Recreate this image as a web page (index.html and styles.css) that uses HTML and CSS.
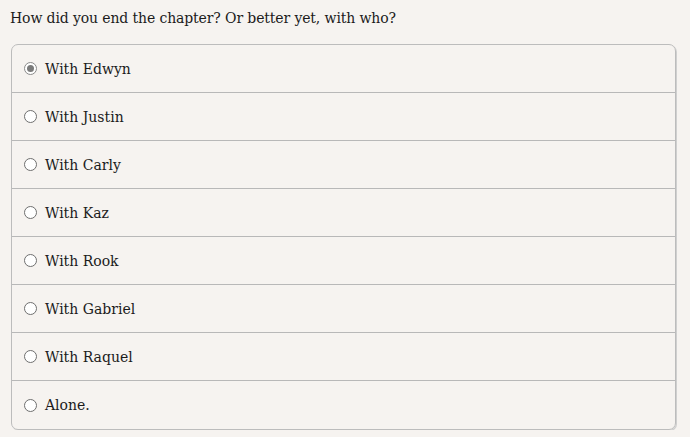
FILE: index.html
```html
<!DOCTYPE html>
<html>
<head>
<meta charset="utf-8">
<link rel="stylesheet" href="styles.css">
</head>
<body>
<p class="question">How did you end the chapter? Or better yet, with who?</p>
<ul class="poll">
  <li class="opt"><span class="radio checked"></span><span class="label">With Edwyn</span></li>
  <li class="opt"><span class="radio"></span><span class="label">With Justin</span></li>
  <li class="opt"><span class="radio"></span><span class="label">With Carly</span></li>
  <li class="opt"><span class="radio"></span><span class="label">With Kaz</span></li>
  <li class="opt"><span class="radio"></span><span class="label">With Rook</span></li>
  <li class="opt"><span class="radio"></span><span class="label">With Gabriel</span></li>
  <li class="opt"><span class="radio"></span><span class="label">With Raquel</span></li>
  <li class="opt"><span class="radio"></span><span class="label">Alone.</span></li>
</ul>
</body>
</html>
```
FILE: styles.css
```css
html, body {
  margin: 0;
  padding: 0;
  background: #f6f3f0;
}
body {
  font-family: "DejaVu Serif", Georgia, serif;
  color: #1b1b1b;
  padding: 0 12px 0 11px;
}
.question {
  margin: 0 0 0 -1px;
  padding-top: 8px;
  font-size: 14px;
  letter-spacing: -0.12px;
  line-height: 20px;
  height: 44px;
  box-sizing: border-box;
}
.poll {
  list-style: none;
  margin: 0;
  padding: 0;
  border: 1px solid #bcbcbc;
  border-radius: 7px;
  box-shadow: 1px 1px 0 #cfcfcf;
  width: 665px;
  box-sizing: border-box;
}
.opt {
  display: flex;
  align-items: center;
  height: 48px;
  padding-left: 12px;
  border-top: 1px solid #b8b8b8;
  box-sizing: border-box;
}
.opt:first-child {
  border-top: none;
  height: 47px;
}
.opt:last-child {
  height: 49px;
}
.radio {
  width: 13px;
  height: 13px;
  border: 1px solid #6f6f6f;
  border-radius: 50%;
  background: #fff;
  box-sizing: border-box;
  margin-right: 8px;
  position: relative;
  flex: none;
}
.radio.checked {
  border-color: #8a8a8a;
}
.radio.checked::after {
  content: "";
  position: absolute;
  left: 2px;
  top: 2px;
  width: 7px;
  height: 7px;
  border-radius: 50%;
  background: #7a7a7a;
}
.label {
  font-size: 14px;
  line-height: 20px;
}
```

--*--

◆ INSTRUCTION:
Copy out each line of the data containing the string "styles".

◆ EXPECTED ANSWER:
Recreate this image as a web page (index.html and styles.css) that uses HTML and CSS.
<link rel="stylesheet" href="styles.css">
FILE: styles.css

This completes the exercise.